Roughly 96% of active consumers live outside the United States, according to the Small Business & Entrepreneurship Council. So it isn’t surprising that businesses aim to have an international appeal. Business owners, however, need to thoroughly consider factors that affect the income stream and launching abroad is no different. Several factors need to be looked at before you decide to take your business overseas.
Preferred Payment Methods
While consumers in the US are highly comfortable with using credit cards like Visa, MasterCard, and others, the payment habits of overseas markets can differ, says Patricia Carlin of MerchACT. You’ll need to consider what their preferred and hassle-free payment method is to facilitate purchases by your overseas clientele. Some popular payment methods by international markets are bank transfers and wire (money) transfers. What you’ll need to look at is how long money takes to clear through both methods and how much you may need to add (or detract) from retail price to make a profit and draw in clients.
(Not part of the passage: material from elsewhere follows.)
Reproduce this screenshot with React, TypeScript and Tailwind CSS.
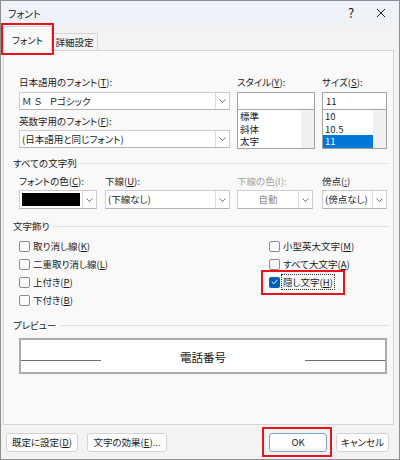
import React from "react";

const font = {
  fontFamily: '"Noto Sans CJK JP", "Noto Sans", sans-serif',
  fontFeatureSettings: '"palt"',
};

function Chevron({ className = "" }: { className?: string }) {
  return (
    <svg width="7" height="4" viewBox="0 0 7 4" className={className}>
      <polyline points="0.5,0.5 3.5,3.5 6.5,0.5" fill="none" stroke="#6d6d6d" strokeWidth="1" />
    </svg>
  );
}

function Key({ k }: { k: string }) {
  return (
    <>
      (<span className="underline">{k}</span>)
    </>
  );
}

function Combo({
  w,
  h = 18,
  children,
  disabled = false,
}: {
  w: string;
  h?: number;
  children?: React.ReactNode;
  disabled?: boolean;
}) {
  return (
    <div
      className={`${w} flex border border-[#cdcdcd] border-b-[#b5b5b5] bg-white`}
      style={{ height: h }}
    >
      <div className={`flex-1 flex items-center px-[2px] ${disabled ? "text-[#8a8a8a] justify-center" : ""}`}>
        {children}
      </div>
      <div className="w-[14px] flex items-center justify-center border-l border-[#dcdcdc] bg-white">
        <Chevron />
      </div>
    </div>
  );
}

function Check({ label, k, checked = false }: { label: string; k: string; checked?: boolean }) {
  return (
    <div className="h-[18px] flex items-center gap-[2px]">
      {checked ? (
        <div className="w-[11px] h-[11px] rounded-[2px] bg-[#005fb8] flex items-center justify-center">
          <svg width="7" height="6" viewBox="0 0 7 6">
            <polyline points="0.8,3 2.7,4.8 6.2,1" fill="none" stroke="white" strokeWidth="1" />
          </svg>
        </div>
      ) : (
        <div className="w-[11px] h-[11px] rounded-[2px] border border-[#8c8c8c] bg-[#fbfbfb]" />
      )}
      <span className={`px-[1px] leading-[12px] ${checked ? "outline outline-1 outline-dotted outline-[#333] py-[1px]" : ""}`}>
        {label}
        <Key k={k} />
      </span>
    </div>
  );
}

function Section({ title }: { title: string }) {
  return (
    <div className="flex items-center gap-[4px] h-[12px] leading-[12px]">
      <span>{title}</span>
      <div className="flex-1 h-px bg-[#e0e0e0]" />
    </div>
  );
}

function Button({ children, w, primary = false }: { children: React.ReactNode; w: string; primary?: boolean }) {
  return (
    <div
      className={`${w} h-[19px] flex items-center justify-center rounded-[3px] border bg-[#fdfdfd] ${
        primary ? "border-[#7aa6d6]" : "border-[#d3d3d3]"
      }`}
    >
      {children}
    </div>
  );
}

export default function App() {
  return (
    <div
      className="w-[400px] h-[460px] border border-[#8e8e8e] bg-[#f3f3f3] text-[#1b1b1b] text-[9.5px] flex flex-col overflow-hidden"
      style={font}
    >
      {/* title bar */}
      <div className="h-[24px] flex items-center bg-[#eff3f9] pl-[7px]">
        <span className="text-[10px] flex-1">フォント</span>
        <span className="text-[13px] w-[20px] text-center mr-[15px]">?</span>
        <svg width="10" height="10" viewBox="0 0 10 10" className="mr-[13px]">
          <path d="M1 1L9 9M9 1L1 9" stroke="#1b1b1b" strokeWidth="1" />
        </svg>
      </div>

      {/* tabs */}
      <div className="h-[25px] flex items-end pl-[2px]">
        <div className="relative z-10 -mb-px w-[49px] h-[25px] border border-b-0 border-[#d5d5d5] bg-[#f9f9f9] flex items-center justify-center pt-[2px]">
          フォント
          <div className="absolute -left-[3px] -top-[4px] w-[53px] h-[32px] border-2 border-[#e8131b]" />
        </div>
        <div className="w-[46px] h-[17px] border border-l-0 border-b-0 border-[#d5d5d5] bg-[#f3f3f3] flex items-center justify-center">
          詳細設定
        </div>
      </div>

      {/* panel */}
      <div className="ml-[2px] w-[391px] h-[375px] border border-[#d5d5d5] bg-[#f9f9f9] pl-[9px] pr-[4px] pt-[25px]">
        {/* row 1 */}
        <div className="ml-[6px] flex gap-[7px]">
          <div className="w-[211px] flex flex-col">
            <div className="h-[12px] leading-[12px]">
              日本語用のフォント<Key k="T" />:
            </div>
            <div className="mt-[4px]">
              <Combo w="w-[211px]">
                <span className="tracking-[3px]">ＭＳ</span>
                <span className="ml-[5px]">Ｐゴシック</span>
              </Combo>
            </div>
            <div className="mt-[5px] h-[12px] leading-[12px]">
              英数字用のフォント<Key k="F" />:
            </div>
            <div className="mt-[3px]">
              <Combo w="w-[211px]">(日本語用と同じフォント)</Combo>
            </div>
          </div>
          <div className="w-[78px] flex flex-col">
            <div className="h-[12px] leading-[12px]">
              スタイル<Key k="Y" />:
            </div>
            <div className="mt-[4px] h-[18px] border border-[#a3a3a3] bg-white" />
            <div className="h-[39px] border border-t-0 border-[#a3a3a3] bg-white flex">
              <div className="flex-1 flex flex-col pl-[2px] leading-[12.5px]">
                <span>標準</span>
                <span>斜体</span>
                <span>太字</span>
              </div>
              <div className="w-[13px] bg-[#f0f0f0]" />
            </div>
          </div>
          <div className="w-[65px] flex flex-col">
            <div className="h-[12px] leading-[12px]">
              サイズ<Key k="S" />:
            </div>
            <div className="mt-[4px] h-[18px] border border-[#a3a3a3] bg-white flex items-center pl-[3px]">11</div>
            <div className="h-[39px] border border-t-0 border-[#a3a3a3] bg-white flex">
              <div className="flex-1 flex flex-col leading-[12.5px]">
                <span className="pl-[2px]">10</span>
                <span className="pl-[2px]">10.5</span>
                <span className="pl-[2px] bg-[#0078d7] text-white">11</span>
              </div>
              <div className="w-[13px] bg-[#f0f0f0]" />
            </div>
          </div>
        </div>

        {/* all text */}
        <div className="mt-[8px]">
          <Section title="すべての文字列" />
        </div>
        <div className="ml-[6px] mt-[6px] flex">
          <div className="w-[78px]">
            <div className="h-[12px] leading-[12px]">
              フォントの色<Key k="C" />:
            </div>
            <div className="mt-[3px] w-[78px] h-[19px] flex border border-[#cdcdcd] border-b-[#b5b5b5] bg-white">
              <div className="flex-1 p-[2px]">
                <div className="w-full h-full bg-black" />
              </div>
              <div className="w-[14px] flex items-center justify-center border-l border-[#dcdcdc]">
                <Chevron />
              </div>
            </div>
          </div>
          <div className="ml-[8px] w-[125px]">
            <div className="h-[12px] leading-[12px]">
              下線<Key k="U" />:
            </div>
            <div className="mt-[3px]">
              <Combo w="w-[125px]" h={19}>(下線なし)</Combo>
            </div>
          </div>
          <div className="ml-[7px] w-[76px]">
            <div className="h-[12px] leading-[12px] text-[#a2a2a2]">
              下線の色(I):
            </div>
            <div className="mt-[3px]">
              <Combo w="w-[76px]" h={19} disabled>
                自動
              </Combo>
            </div>
          </div>
          <div className="ml-[9px] w-[65px]">
            <div className="h-[12px] leading-[12px]">
              傍点<Key k=":" />
            </div>
            <div className="mt-[3px]">
              <Combo w="w-[65px]" h={19}>(傍点なし)</Combo>
            </div>
          </div>
        </div>

        {/* decorations */}
        <div className="mt-[11px]">
          <Section title="文字飾り" />
        </div>
        <div className="ml-[6px] mt-[5px] flex">
          <div className="w-[250px] flex flex-col">
            <Check label="取り消し線" k="K" />
            <Check label="二重取り消し線" k="L" />
            <Check label="上付き" k="P" />
            <Check label="下付き" k="B" />
          </div>
          <div className="flex flex-col relative">
            <Check label="小型英大文字" k="M" />
            <Check label="すべて大文字" k="A" />
            <Check label="隠し文字" k="H" checked />
            <div className="absolute -left-[8px] top-[33px] w-[84px] h-[25px] border-2 border-[#e8131b]" />
          </div>
        </div>

        {/* preview */}
        <div className="mt-[10px]">
          <Section title="プレビュー" />
        </div>
        <div className="ml-[6px] mt-[7px] w-[368px] h-[36px] border-2 border-[#acacac] bg-white flex items-start">
          <div className="w-[80px] h-px bg-[#6f6f6f] mt-[20px]" />
          <div className="flex-1 text-center text-[11.5px] leading-[14px] pt-[10px]">電話番号</div>
          <div className="w-[80px] h-px bg-[#6f6f6f] mt-[20px]" />
        </div>
      </div>

      {/* buttons */}
      <div className="mt-[8px] flex items-center pl-[5px] pr-[10px]">
        <Button w="w-[72px]">
          既定に設定<Key k="D" />
        </Button>
        <div className="ml-[9px]">
          <Button w="w-[80px]">
            文字の効果<Key k="E" />...
          </Button>
        </div>
        <div className="flex-1" />
        <div className="relative">
          <Button w="w-[58px]" primary>
            OK
          </Button>
          <div className="absolute -left-[7px] -top-[6px] w-[70px] h-[30px] border-2 border-[#e8131b]" />
        </div>
        <div className="ml-[9px]">
          <Button w="w-[53px]">キャンセル</Button>
        </div>
      </div>
    </div>
  );
}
Distinct Cultural Differences
Just as you would expect every state in the US to have nuanced differences in their purchasing practices, every country has its own distinct culture that can impact how your business is perceived and received. A good example of how a big brand flubbed on a cultural front is Heineken and Saudi Arabia. Heineken mistakenly put the flag of Saudi Arabia—which has a verse from the Quran—on the bottle. Muslim religion strictly forbids the use of alcohol and a massive backlash was received by Heineken. You’ll need to consider what international cultures are compatible with your brand to avoid cultural clashes.
The biggest thing you’ll need to consider is the operational logistics of taking your business overseas. If you’re looking beyond e-commerce, you’ll need to factor in a physical location, staffing, equipment, shipping, government permits, and so on. You will need to think of the necessary steps to obtain a Saudi Arabia visa for all of your employees, and that can be quite a burdensome process. As an alternative, you could consider partnering up with a local business owner to help your brand acclimatize to the new market its in. It is highly recommended that you spend time in the country you’re thinking of branching out to, says Stanley Chao of All In Consulting. Knowing the lay of the land, the market, and even potential competitors can better prepare you and your product to best appeal to a foreign market.
Starting and running a business in your area is challenging enough. Taking your business overseas carries its own set of complications that you will need to prepare for. Practice due diligence and review each angle repeatedly so you can fully determine if launching abroad is feasible and practical.